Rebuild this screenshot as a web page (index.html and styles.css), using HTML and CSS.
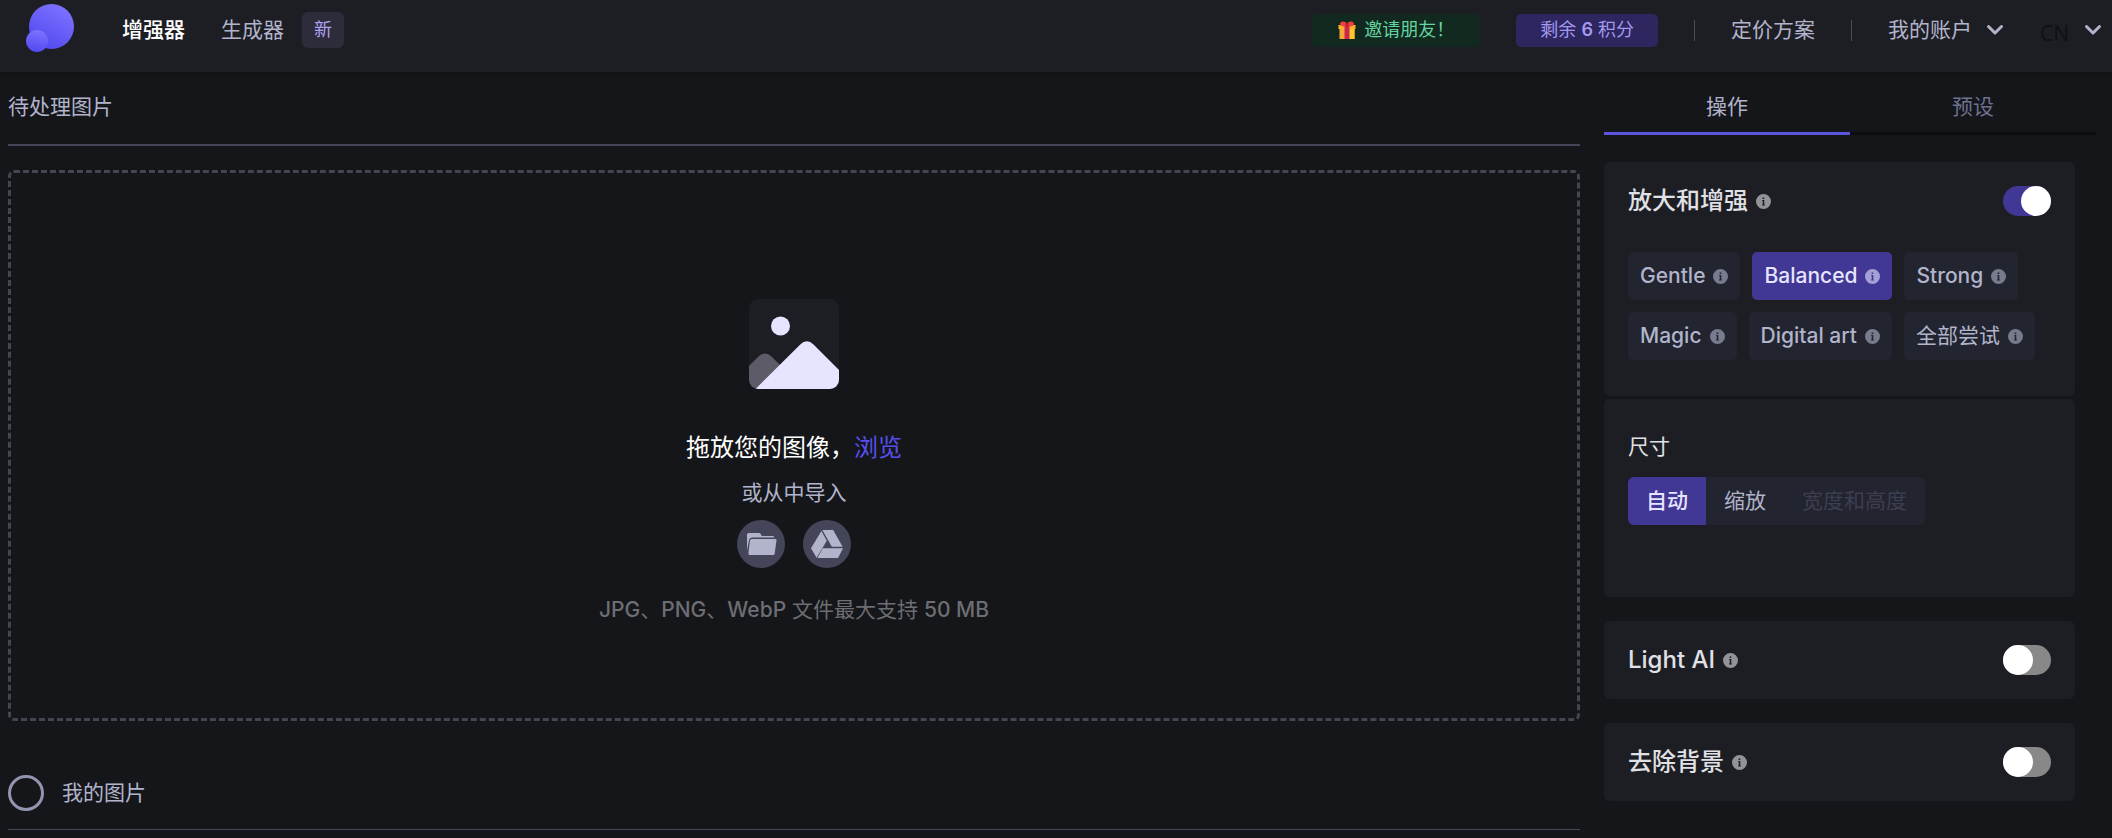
FILE: index.html
```html
<!DOCTYPE html>
<html lang="zh-CN">
<head>
    <title>增强器</title>
    <meta charset="UTF-8">
    <meta name="viewport" content="width=device-width, initial-scale=1">
    <link rel="stylesheet" href="styles.css">
</head>
<body>
    <svg class="sprite" aria-hidden="true">
        <symbol id="info" viewBox="0 0 15 15">
            <path fill="currentColor" fill-rule="evenodd" d="M7.5 0a7.5 7.5 0 1 1 0 15a7.5 7.5 0 0 1 0-15zM6.6 3.6v1.500h1.700V3.600zM6.200 6v1h.5v3.600h-.6v1h2.800v-1h-.6V6z"/>
        </symbol>
        <symbol id="chevron" viewBox="0 0 18 12">
            <path fill="none" stroke="currentColor" stroke-width="3" stroke-linecap="round" stroke-linejoin="round" d="M2.5 2.500L9 9L15.500 2.500"/>
        </symbol>
    </svg>

    <header class="header">
        <a class="logo" href="#" aria-label="首页">
            <svg width="48" height="52" viewBox="0 0 48 52">
                <defs>
                    <linearGradient id="big" x1="0.8" y1="0" x2="0.2" y2="1">
                        <stop offset="0" stop-color="#7f74ff"/>
                        <stop offset="1" stop-color="#4f46f0"/>
                    </linearGradient>
                    <linearGradient id="small" x1="0.6" y1="0" x2="0.4" y2="1">
                        <stop offset="0" stop-color="#7d73ff"/>
                        <stop offset="1" stop-color="#5148f2"/>
                    </linearGradient>
                </defs>
                <circle cx="25.500" cy="22.500" r="22.500" fill="url(#big)"/>
                <circle cx="11" cy="37" r="11" fill="url(#small)"/>
            </svg>
        </a>
        <nav class="nav">
            <a class="active" href="#">增强器</a>
            <a href="#">生成器</a>
            <span class="badge">新</span>
        </nav>
        <div class="header-right">
            <button class="pill invite" type="button">
                <svg width="18" height="18" viewBox="0 0 18 18" aria-hidden="true">
                    <path fill="#f9a63a" d="M1.500 7h15v11h-15z"/>
                    <path fill="#ffc928" d="M11 7h5.500v11H11z"/>
                    <path fill="#ffb02e" d="M.5 4h17v4H.5z"/>
                    <path fill="#c9284d" d="M6.500 4h5v14h-5z"/>
                    <path fill="#f0413c" d="M9 5C5 6 1.500 5 2.200 2.200C3-.6 7.500.2 9 2.500C10.500.2 15-.6 15.800 2.200C16.500 5 13 6 9 5z"/>
                    <path fill="#b81f3f" d="M7.500 2h3v3.500h-3z"/>
                </svg>
                邀请朋友！
            </button>
            <button class="pill credits" type="button"><span>剩余 <b>6</b> 积分</span></button>
            <span class="separator"></span>
            <a href="#">定价方案</a>
            <span class="separator"></span>
            <button class="account" type="button">
                我的账户
                <svg width="18" height="12"><use href="#chevron"/></svg>
            </button>
            <label class="language">
                <select aria-label="语言">
                    <option>CN</option>
                </select>
                <svg width="18" height="12"><use href="#chevron"/></svg>
            </label>
        </div>
    </header>

    <div class="page">
        <main class="content">
            <h2 class="section-title">待处理图片</h2>

            <section class="dropzone">
                <svg width="90" height="90" viewBox="0 0 90 90" aria-hidden="true">
                    <clipPath id="frame"><rect width="90" height="90" rx="9"/></clipPath>
                    <g clip-path="url(#frame)">
                        <rect width="90" height="90" fill="#1d1e24"/>
                        <circle cx="31.500" cy="27" r="9.500" fill="#e6e4ff"/>
                        <path fill="#5d5b68" d="M0 67L9.500 57.500Q16 51.500 22.500 57.500L32 67V90H0z"/>
                        <path fill="#e6e4ff" d="M6.500 90L51 45.800Q57.700 39 64.500 45.500L90 71V90z"/>
                    </g>
                </svg>
                <p class="drop-title">拖放您的图像，<a href="#">浏览</a></p>
                <p class="drop-sub">或从中导入</p>
                <div class="sources">
                    <button type="button" aria-label="文件夹">
                        <svg width="48" height="48" viewBox="0 0 48 48">
                            <path d="M10 31V14.500Q10 13 11.500 13H22Q23.500 13 24 14.500L24.700 16H36Q37.300 16 37.300 17.500H15Q12.500 17.500 12 20z"/>
                            <path d="M15 19H38.500Q39.700 19 39.500 20.200L37.700 33.500Q37.500 35 36 35H12.500Q11.200 35 11.400 33.500L12.800 21Q13 19 15 19z"/>
                        </svg>
                    </button>
                    <button type="button" aria-label="Google Drive">
                        <svg width="48" height="48" viewBox="0 0 48 48">
                            <path d="M19.300 10H30.200L39.600 26.800H28.800z"/>
                            <path d="M18.400 11L23.800 20.700L13.600 37.700L8 28.200z"/>
                            <path d="M19.700 28.300H40L35 38H14.400z"/>
                        </svg>
                    </button>
                </div>
                <p class="drop-hint"><b>JPG</b>、<b>PNG</b>、<b>WebP</b> 文件最大支持 <b>50 MB</b></p>
            </section>

            <div class="my-images">
                <input type="checkbox" id="select-all">
                <label for="select-all">我的图片</label>
            </div>
        </main>

        <aside class="sidebar">
            <div class="tabs">
                <button class="tab active" type="button">操作</button>
                <button class="tab" type="button">预设</button>
            </div>

            <section class="card upscale">
                <div class="card-head">
                    <label for="upscale">放大和增强</label>
                    <svg class="info" width="15" height="15"><use href="#info"/></svg>
                    <input class="toggle" type="checkbox" id="upscale" checked>
                </div>
                <div class="chips">
                    <button class="chip" type="button"><b>Gentle</b> <svg class="info" width="15" height="15"><use href="#info"/></svg></button>
                    <button class="chip active" type="button"><b>Balanced</b> <svg class="info" width="15" height="15"><use href="#info"/></svg></button>
                    <button class="chip" type="button"><b>Strong</b> <svg class="info" width="15" height="15"><use href="#info"/></svg></button>
                </div>
                <div class="chips">
                    <button class="chip" type="button"><b>Magic</b> <svg class="info" width="15" height="15"><use href="#info"/></svg></button>
                    <button class="chip" type="button"><b>Digital art</b> <svg class="info" width="15" height="15"><use href="#info"/></svg></button>
                    <button class="chip" type="button">全部尝试 <svg class="info" width="15" height="15"><use href="#info"/></svg></button>
                </div>
            </section>

            <section class="card size">
                <h3>尺寸</h3>
                <div class="segments">
                    <button class="active" type="button">自动</button>
                    <button type="button">缩放</button>
                    <button type="button" disabled>宽度和高度</button>
                </div>
            </section>

            <section class="card">
                <div class="card-head">
                    <label for="light">Light AI</label>
                    <svg class="info" width="15" height="15"><use href="#info"/></svg>
                    <input class="toggle" type="checkbox" id="light">
                </div>
            </section>

            <section class="card">
                <div class="card-head">
                    <label for="background">去除背景</label>
                    <svg class="info" width="15" height="15"><use href="#info"/></svg>
                    <input class="toggle" type="checkbox" id="background">
                </div>
            </section>
        </aside>
    </div>
</body>
</html>
```
FILE: styles.css
```css
* {
    box-sizing: border-box;
}

body {
    margin: 0;
    background-color: #15161a;
    color: #b1b4cb;
    font-family: Inter, "Noto Sans CJK SC", sans-serif;
    font-size: 21px;
    line-height: 30px;
}

h2, h3, p {
    margin: 0;
    font-size: 21px;
    font-weight: 400;
}

b {
    font-weight: 500;
}

a {
    color: inherit;
    text-decoration: none;
}

button, select {
    margin: 0;
    padding: 0;
    border: 0;
    background: none;
    color: inherit;
    font: inherit;
    cursor: pointer;
}

svg {
    display: block;
    flex-shrink: 0;
}

.sprite {
    display: none;
}

/* header */

.header {
    display: flex;
    align-items: center;
    height: 72px;
    padding: 0 10px 12px 26px;
    background-color: #1d1e24;
    box-shadow: 0 1px 12px rgba(0, 0, 0, 0.2);
    white-space: nowrap;
}

.nav {
    display: flex;
    align-items: center;
    gap: 36px;
    margin-left: 48px;
}

.nav .active {
    color: #fff;
    font-weight: 500;
}

.badge {
    margin-left: -18px;
    padding: 3px 12px;
    border-radius: 6px;
    background-color: #2d2c3a;
    color: #aca2ee;
    font-size: 18px;
}

.header-right {
    display: flex;
    align-items: center;
    gap: 36px;
    margin-left: auto;
}

.pill {
    display: flex;
    align-items: center;
    justify-content: center;
    gap: 8px;
    height: 33px;
    padding: 0 24px;
    border-radius: 5px;
    font-size: 18px;
}

.invite {
    padding: 0 26px;
    background-color: #11291f;
    color: #65d3a0;
}

.credits {
    background-color: #2d265f;
    color: #a39af0;
}

.credits b {
    font-weight: 600;
}

.separator {
    width: 1px;
    height: 21px;
    background-color: #4a4b5c;
}

.account, .language {
    display: flex;
    align-items: center;
    gap: 14px;
}

.language select {
    appearance: none;
    padding-top: 6px;
    color: #101116;
    font-family: "Noto Sans", sans-serif;
}

/* layout */

.page {
    display: flex;
    gap: 24px;
    padding-left: 8px;
}

.content {
    flex: 1;
}

.section-title {
    padding: 20px 0 22px;
    border-bottom: 2px solid #454559;
}

.dropzone {
    display: flex;
    flex-direction: column;
    align-items: center;
    min-height: 551px;
    margin-top: 24px;
    padding: 126px 24px 90px;
    border: 3px dashed #454551;
    border-radius: 6px;
}

.drop-title {
    margin-top: 41px;
    color: #fff;
    font-size: 24px;
    line-height: 36px;
}

.drop-title a {
    color: #564ff0;
}

.drop-sub {
    margin-top: 12px;
}

.sources {
    display: flex;
    gap: 18px;
    margin: 12px 0 27px;
}

.sources button {
    border-radius: 50%;
    background-color: #454559;
}

.sources svg {
    fill: #b1b4cb;
}

.drop-hint {
    color: #6d6e73;
}

.my-images {
    display: flex;
    align-items: center;
    gap: 18px;
    margin-top: 54px;
    padding-bottom: 18px;
    border-bottom: 1px solid #454559;
}

.my-images input {
    appearance: none;
    width: 36px;
    height: 36px;
    margin: 0;
    border: 3px solid #9295b0;
    border-radius: 50%;
}

/* sidebar */

.sidebar {
    width: 508px;
    padding-right: 37px;
}

.tabs {
    display: flex;
    margin: 0 -21px 27px 0;
}

.tab {
    flex: 1;
    padding: 20px 0 10px;
    border-bottom: 3px solid #0c0d10;
    color: #6e7190;
}

.tab.active {
    border-color: #5b54dc;
    color: #b1b4cb;
}

.card {
    margin-bottom: 24px;
    padding: 24px;
    border-radius: 6px;
    background-color: #1d1e24;
}

.card-head {
    display: flex;
    align-items: center;
    gap: 8px;
    color: #e0e1e6;
    font-size: 24px;
    font-weight: 500;
}

.info {
    opacity: 0.6;
}

.toggle {
    appearance: none;
    display: flex;
    width: 48px;
    height: 30px;
    margin: 0 0 0 auto;
    border-radius: 15px;
    background-color: #888;
    cursor: pointer;
}

.toggle::before {
    content: "";
    width: 30px;
    height: 30px;
    border-radius: 50%;
    background-color: #fff;
}

.toggle:checked {
    justify-content: flex-end;
    background-color: #413795;
}

.upscale {
    margin-bottom: 3px;
    padding-bottom: 36px;
}

.upscale .card-head {
    margin-bottom: 36px;
}

.chips {
    display: flex;
    gap: 12px;
}

.chips + .chips {
    margin-top: 12px;
}

.chip {
    display: flex;
    align-items: center;
    gap: 8px;
    height: 48px;
    padding: 0 12px;
    border-radius: 5px;
    background-color: #222430;
    white-space: nowrap;
}

.chip.active {
    background-color: #413795;
    color: #e6e4ff;
}

.size {
    padding: 33px 24px 72px;
}

.size h3 {
    color: #e0e1e6;
}

.segments {
    display: inline-flex;
    margin-top: 15px;
    border-radius: 6px;
    background-color: #222430;
    overflow: hidden;
    vertical-align: top;
}

.segments button {
    height: 48px;
    padding: 0 18px;
}

.segments .active {
    background-color: #413795;
    color: #e6e4ff;
    font-weight: 500;
}

.segments button:disabled {
    color: #3d3e50;
}
```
# # # #
Given request: Look through the material above and pick out each line holding the word "styles".

Expected output:
Rebuild this screenshot as a web page (index.html and styles.css), using HTML and CSS.
    <link rel="stylesheet" href="styles.css">
FILE: styles.css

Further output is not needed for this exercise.